The first film to emerge from the arrangement is Bernal-starrer The Ardor directed by Pablo Fendrik and now in post with US rights up for grabs.

Berk says Latin American tax incentives are “really strong” and provided an impetus to seek partners from the region.

“Twenty-eight per cent of the US market is Hispanic,” he adds. “It’s the fastest-growing segment, so understanding and having a relationship and knowing the Spanish-speaking marketplace is extremely important to us when we start to think 10-15 years from now. It’s why we have a TV partnership through Pivot with Univision.” It is crucial to look ahead, as Todd Brown of LA-based XYZ Films is only too aware.

“It’s definitely an area we’re looking for opportunities to move into,” says Brown. He says the impetus to investigate potential ties came when he met We Are What We Are director Jorge Michel Grau at Guadalajara a few years back.

This enabled Brown to not only get to know the film-maker but pay attention to the emerging class of Grau and the likes of Fernando Urdapilleta and Gabriel Marino, some of whom are graduates from the Centro De Capacitacion Cinematografica (centre of cinematic training).
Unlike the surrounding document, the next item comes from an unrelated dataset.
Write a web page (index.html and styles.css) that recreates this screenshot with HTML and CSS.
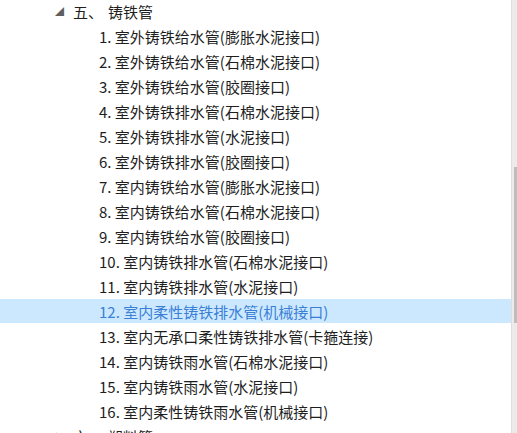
FILE: index.html
```html
<!DOCTYPE html>
<html lang="zh-CN">
<head>
  <meta charset="UTF-8" />
  <title>铸铁管</title>
  <link rel="stylesheet" href="styles.css">
</head>
<body>
  <div class="frame">
    <ul class="tree">
      <li class="node open">
        <span class="arrow">&#9698;</span>
        <span class="num">五、</span>
        <span class="label">铸铁管</span>
      </li>
      <li class="leaf">1. 室外铸铁给水管(膨胀水泥接口)</li>
      <li class="leaf">2. 室外铸铁给水管(石棉水泥接口)</li>
      <li class="leaf">3. 室外铸铁给水管(胶圈接口)</li>
      <li class="leaf">4. 室外铸铁排水管(石棉水泥接口)</li>
      <li class="leaf">5. 室外铸铁排水管(水泥接口)</li>
      <li class="leaf">6. 室外铸铁排水管(胶圈接口)</li>
      <li class="leaf">7. 室内铸铁给水管(膨胀水泥接口)</li>
      <li class="leaf">8. 室内铸铁给水管(石棉水泥接口)</li>
      <li class="leaf">9. 室内铸铁给水管(胶圈接口)</li>
      <li class="leaf">10. 室内铸铁排水管(石棉水泥接口)</li>
      <li class="leaf">11. 室内铸铁排水管(水泥接口)</li>
      <li class="leaf selected">12. 室内柔性铸铁排水管(机械接口)</li>
      <li class="leaf">13. 室内无承口柔性铸铁排水管(卡箍连接)</li>
      <li class="leaf">14. 室内铸铁雨水管(石棉水泥接口)</li>
      <li class="leaf">15. 室内铸铁雨水管(水泥接口)</li>
      <li class="leaf">16. 室内柔性铸铁雨水管(机械接口)</li>
      <li class="node">
        <span class="arrow closed">&#9655;</span>
        <span class="num">六、</span>
        <span class="label">塑料管</span>
      </li>
    </ul>
    <div class="scrollbar">
      <div class="thumb"></div>
    </div>
  </div>
</body>
</html>
```

FILE: styles.css
```css
body {
  margin: 0;
  background: #fff;
  font-family: "Noto Sans CJK SC", "Noto Sans", sans-serif;
  overflow: hidden;
}
.frame {
  display: flex;
  height: 433px;
}
.tree {
  list-style: none;
  margin: -1px 0 0 0;
  padding: 0;
  flex: 1;
}
.tree li {
  height: 25px;
  display: flex;
  align-items: center;
  font-size: 15px;
  color: #1e1e1e;
  white-space: nowrap;
}
.leaf {
  padding-left: 99px;
}
.leaf.selected {
  background: #cce8ff;
  color: #3a7fd5;
  height: 24px;
  margin-bottom: 1px;
}
.node {
  padding-left: 55px;
}
.arrow {
  width: 18px;
  font-size: 9px;
  color: #5f5f5f;
}
.arrow.closed {
  font-size: 10px;
  color: #8a8a8a;
}
.num {
  width: 35px;
}
.scrollbar {
  width: 5px;
  background: #ebebeb;
  border-left: 1px solid #dedede;
  position: relative;
}
.thumb {
  position: absolute;
  top: 167px;
  left: 2px;
  width: 3px;
  height: 156px;
  background: #bdbdbd;
}
```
XYZ Films is now developing Grau’s Keep Quiet, an elevated werewolf story in the vein of We Are What We Are, and is in the process of securing government funding.

“What’s happening in Mexico now,” says Brown, “is you’re getting a generation that was young when Inarritu broke out and these guys in that wave would have been in their teens and are saying, ‘We could do that.’” And they are doing it.